The ability to optically trap and manipulate artificial microswimmers such as active Janus particles (JPs) provides a breakthrough in active matter research and applications. However, it presents significant challenges because of the asymmetry in the optical properties of JPs and remains incomprehensible. Illustrating the interplay between optical and thermophoretic forces, we demonstrate dynamically stable optical trapping of Pt-silica JPs, where the force-balanced position evolves spontaneously within a localized volume around the focal point and in a vertically shifted annular confinement at low and high laser powers, respectively. Intriguingly, the orientational and orbital dynamics of JP remain strongly coupled in the delocalized confinement. Furthermore, we demonstrate simultaneous optical trapping of multiple JPs. This first report on thermophoresis of Pt-silica JPs and localized-to-delocalized crossover in the position distributions of an optically trapped active JP, verifying theoretical predictions, advances our understanding on confined active matter and their experimental realizations.

Figures (4)

• Figure 1: Optical and thermophoretic forces experienced by Pt-silica Janus particles in a laser beam propagating along $\hat{z}$. (a-b) The generation of the gradient force $\mathbfit{F}_{\mathrm{g}}$ and scattering force $\mathbfit{F}_{\mathrm{s}}$ are pictorially explained by showing the path of a pair of typical incoming rays for a particle situated on the beam axis, below the focal point. (a) For a transparent dielectric particle, symmetric components and net $\mathbfit{F}_{\mathrm{g}}$ are exhibited; relatively weak $\mathbfit{F}_{\mathrm{s}}$ is not shown. (b) Axis-asymmetric $\mathbfit{F}_{\mathrm{g}}$ and $\mathbfit{F}_{\mathrm{s}}$ are shown for a Pt-coated (dark grey, along $\hat{n}$) silica Janus particle, whose FESEM image is exhibited in (d). (c) Schematic shows the temperature gradient $\mathbfit{\nabla} T$ (red gradient) generated across the Janus particle and resultant thermophoretic force $\mathbfit{F}_{\mathrm{t}}$. The inset shows the top view. (e) Brightfield micrograph (left) exhibits a monolayer of silica particles, where the bottom half of the surface is Pt-coated, under laser exposure (red overlay). Reduced fluorescence emission of Rhodamine B at the hotter region is shown in orange gradient (right). (f) Four typical trajectories of thermophoretically active Pt-silica Janus colloids (shown at the end points) in a defocused laser beam are shown for 100 at various laser power $P$ = 2.1 (blue), 4.1 (green), 6.3 (purple), and 8.8 (orange). (g) Corresponding MSDs, their fitting with Eq. \ref{['eq:msd-abp']}, and the crossover times ($\tau_{\mathrm{c}}$) are represented by open symbols, solid curves, and dashed vertical lines of the same color as those of the trajectories, respectively. The linear variation of propulsion speed $V$ with $P$ after a threshold value is shown in the inset.

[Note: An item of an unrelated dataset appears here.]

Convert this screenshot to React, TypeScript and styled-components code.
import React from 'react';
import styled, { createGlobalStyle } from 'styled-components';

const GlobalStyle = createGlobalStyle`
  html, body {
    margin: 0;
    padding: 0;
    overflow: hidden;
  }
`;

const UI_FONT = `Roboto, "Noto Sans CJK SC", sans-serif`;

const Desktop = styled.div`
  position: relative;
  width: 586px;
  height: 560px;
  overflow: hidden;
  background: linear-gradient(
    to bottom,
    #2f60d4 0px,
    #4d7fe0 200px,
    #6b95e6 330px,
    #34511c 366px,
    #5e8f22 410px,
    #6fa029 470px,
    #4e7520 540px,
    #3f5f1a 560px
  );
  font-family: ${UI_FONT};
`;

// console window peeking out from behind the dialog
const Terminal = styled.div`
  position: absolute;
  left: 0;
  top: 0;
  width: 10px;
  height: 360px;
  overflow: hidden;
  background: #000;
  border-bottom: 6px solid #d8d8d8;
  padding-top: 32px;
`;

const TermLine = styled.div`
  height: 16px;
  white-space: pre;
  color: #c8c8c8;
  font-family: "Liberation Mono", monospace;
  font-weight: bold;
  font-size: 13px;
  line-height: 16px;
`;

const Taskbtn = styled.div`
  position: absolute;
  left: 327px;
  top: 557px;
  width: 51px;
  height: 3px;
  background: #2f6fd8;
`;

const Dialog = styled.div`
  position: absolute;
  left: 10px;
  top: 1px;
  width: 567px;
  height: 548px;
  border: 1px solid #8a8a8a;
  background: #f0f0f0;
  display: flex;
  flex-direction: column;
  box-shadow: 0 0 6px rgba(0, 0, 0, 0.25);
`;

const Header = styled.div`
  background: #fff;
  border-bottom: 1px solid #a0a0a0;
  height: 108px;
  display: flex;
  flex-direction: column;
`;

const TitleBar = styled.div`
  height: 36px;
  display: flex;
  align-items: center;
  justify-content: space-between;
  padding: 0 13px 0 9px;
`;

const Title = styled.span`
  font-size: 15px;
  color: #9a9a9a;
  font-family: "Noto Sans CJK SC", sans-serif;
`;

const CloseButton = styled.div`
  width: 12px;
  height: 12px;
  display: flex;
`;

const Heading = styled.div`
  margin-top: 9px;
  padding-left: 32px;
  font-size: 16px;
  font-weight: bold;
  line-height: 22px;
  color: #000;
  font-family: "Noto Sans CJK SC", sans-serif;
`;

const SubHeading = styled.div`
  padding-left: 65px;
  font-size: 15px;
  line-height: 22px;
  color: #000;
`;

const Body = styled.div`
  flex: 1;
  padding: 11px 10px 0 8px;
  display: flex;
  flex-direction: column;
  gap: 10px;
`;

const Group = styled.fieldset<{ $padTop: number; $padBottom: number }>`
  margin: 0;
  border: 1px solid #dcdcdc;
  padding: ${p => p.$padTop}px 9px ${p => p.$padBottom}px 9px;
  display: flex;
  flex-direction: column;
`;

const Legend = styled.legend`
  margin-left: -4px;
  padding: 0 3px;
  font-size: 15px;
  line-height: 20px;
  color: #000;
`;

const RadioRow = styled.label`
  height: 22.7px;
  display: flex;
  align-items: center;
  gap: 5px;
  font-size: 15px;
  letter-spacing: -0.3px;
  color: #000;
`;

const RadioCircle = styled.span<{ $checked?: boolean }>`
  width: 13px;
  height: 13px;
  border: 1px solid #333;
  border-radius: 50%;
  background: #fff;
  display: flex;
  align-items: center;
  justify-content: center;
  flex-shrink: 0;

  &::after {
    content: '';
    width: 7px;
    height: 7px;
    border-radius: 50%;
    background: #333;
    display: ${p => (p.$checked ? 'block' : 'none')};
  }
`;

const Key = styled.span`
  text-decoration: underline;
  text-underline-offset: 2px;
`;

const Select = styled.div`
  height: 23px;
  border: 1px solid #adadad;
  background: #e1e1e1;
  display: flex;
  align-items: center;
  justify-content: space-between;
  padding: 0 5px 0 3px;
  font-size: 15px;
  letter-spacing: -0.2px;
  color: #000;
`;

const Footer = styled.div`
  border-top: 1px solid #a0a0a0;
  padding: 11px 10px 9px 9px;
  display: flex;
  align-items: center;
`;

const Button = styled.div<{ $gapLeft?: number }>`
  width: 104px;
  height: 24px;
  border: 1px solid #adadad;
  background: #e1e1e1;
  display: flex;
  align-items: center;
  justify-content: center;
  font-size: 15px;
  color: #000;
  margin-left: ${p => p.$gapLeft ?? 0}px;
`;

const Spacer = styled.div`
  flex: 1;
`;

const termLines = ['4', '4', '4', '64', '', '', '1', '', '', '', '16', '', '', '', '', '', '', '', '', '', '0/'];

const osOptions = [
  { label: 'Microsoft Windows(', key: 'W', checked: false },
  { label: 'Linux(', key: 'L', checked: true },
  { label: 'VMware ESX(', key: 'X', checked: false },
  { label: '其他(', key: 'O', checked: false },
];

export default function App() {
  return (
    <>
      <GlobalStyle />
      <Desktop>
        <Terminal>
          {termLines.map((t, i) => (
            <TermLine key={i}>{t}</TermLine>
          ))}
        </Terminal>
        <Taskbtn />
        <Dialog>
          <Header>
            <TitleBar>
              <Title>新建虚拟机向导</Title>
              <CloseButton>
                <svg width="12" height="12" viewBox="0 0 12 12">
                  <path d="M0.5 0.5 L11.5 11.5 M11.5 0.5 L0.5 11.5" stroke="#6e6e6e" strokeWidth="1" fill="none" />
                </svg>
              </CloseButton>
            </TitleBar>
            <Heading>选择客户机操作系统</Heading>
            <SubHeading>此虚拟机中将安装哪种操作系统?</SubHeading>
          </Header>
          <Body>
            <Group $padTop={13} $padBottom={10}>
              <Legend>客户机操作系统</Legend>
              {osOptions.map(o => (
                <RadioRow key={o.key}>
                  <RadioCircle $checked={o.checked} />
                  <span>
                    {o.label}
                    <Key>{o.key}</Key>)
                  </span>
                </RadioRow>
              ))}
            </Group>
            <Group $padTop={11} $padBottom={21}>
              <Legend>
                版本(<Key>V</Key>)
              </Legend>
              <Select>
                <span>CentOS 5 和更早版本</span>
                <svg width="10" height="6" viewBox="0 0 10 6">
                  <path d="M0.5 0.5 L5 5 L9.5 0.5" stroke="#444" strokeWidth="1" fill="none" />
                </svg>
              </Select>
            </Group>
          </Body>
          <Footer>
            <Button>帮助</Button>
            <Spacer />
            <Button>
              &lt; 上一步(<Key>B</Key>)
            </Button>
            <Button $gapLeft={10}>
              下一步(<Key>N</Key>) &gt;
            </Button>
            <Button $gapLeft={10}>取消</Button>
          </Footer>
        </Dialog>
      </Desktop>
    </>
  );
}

• Figure 2: Localized (a – c) and delocalized (d – f) optical confinement of Pt-silica Janus colloids at low and high laser power, respectively. (a, d) Schematics exhibit the directions and relative strengths of the optical forces, $\mathbfit{F}_{\mathrm{g}}$ and $\mathbfit{F}_{\mathrm{s}}$, and thermophoretic force, $\mathbfit{F}_{\mathrm{t}}$, for two typical position-orientations of the Janus colloids in the laser field (orange gradient) propagating along $\hat{z}$, in each case. (b, e) A pair of typical trajectories recorded over 200 at 500 fps, with corresponding position distributions, $p(x)$ and $p(y)$, are shown, demonstrating (b) localized trapping near the focal point at lower values of $P$, and (e) delocalized confinement in annular regions at relatively higher values of $P$. (c, f) Effective potentials, $U_{\text{eff}}(x)$, experienced by the Janus particles and their fitting with (c) quadratic and (f) quartic functions are shown with open symbols and solid lines of the same color as those of the trajectories, respectively.
• Figure 3: Coupling between the orientational ($\phi(t)$) and orbital ($\theta(t)$) dynamics of an optically trapped Pt-silica Janus colloid at lower (a, c) and higher (b, d) laser powers. (a, b) Schematics exhibit typical stochastic positional and orientational evolution of a Janus particle passing over the force-balanced positions in the optical trap (Video S2, S3). $\phi$ and $\theta$ are pictorially defined in the inset. (c, d) Short parts of the time-series of $\phi(t)$ and $\theta(t)$ and their normalized cross-correlation (time-averaged over 200) are shown for the two laser powers.
• Figure 4: Simultaneous dynamically stable optical trapping of two Pt-silica Janus particles. (a) Snapshots at progressing times from Video S4 show the positions of the Janus particles in reference to the center of the trap (orange cross). The particles are tagged with green and red borders. (b) Annularly confined trajectories of the particles over 200 are exhibited on an orange gradient representing the laser intensity field. (c) Delocalized confinements, marked by white dotted circles, with typical position-orientations of simultaneously trapped Janus particles are shown schematically.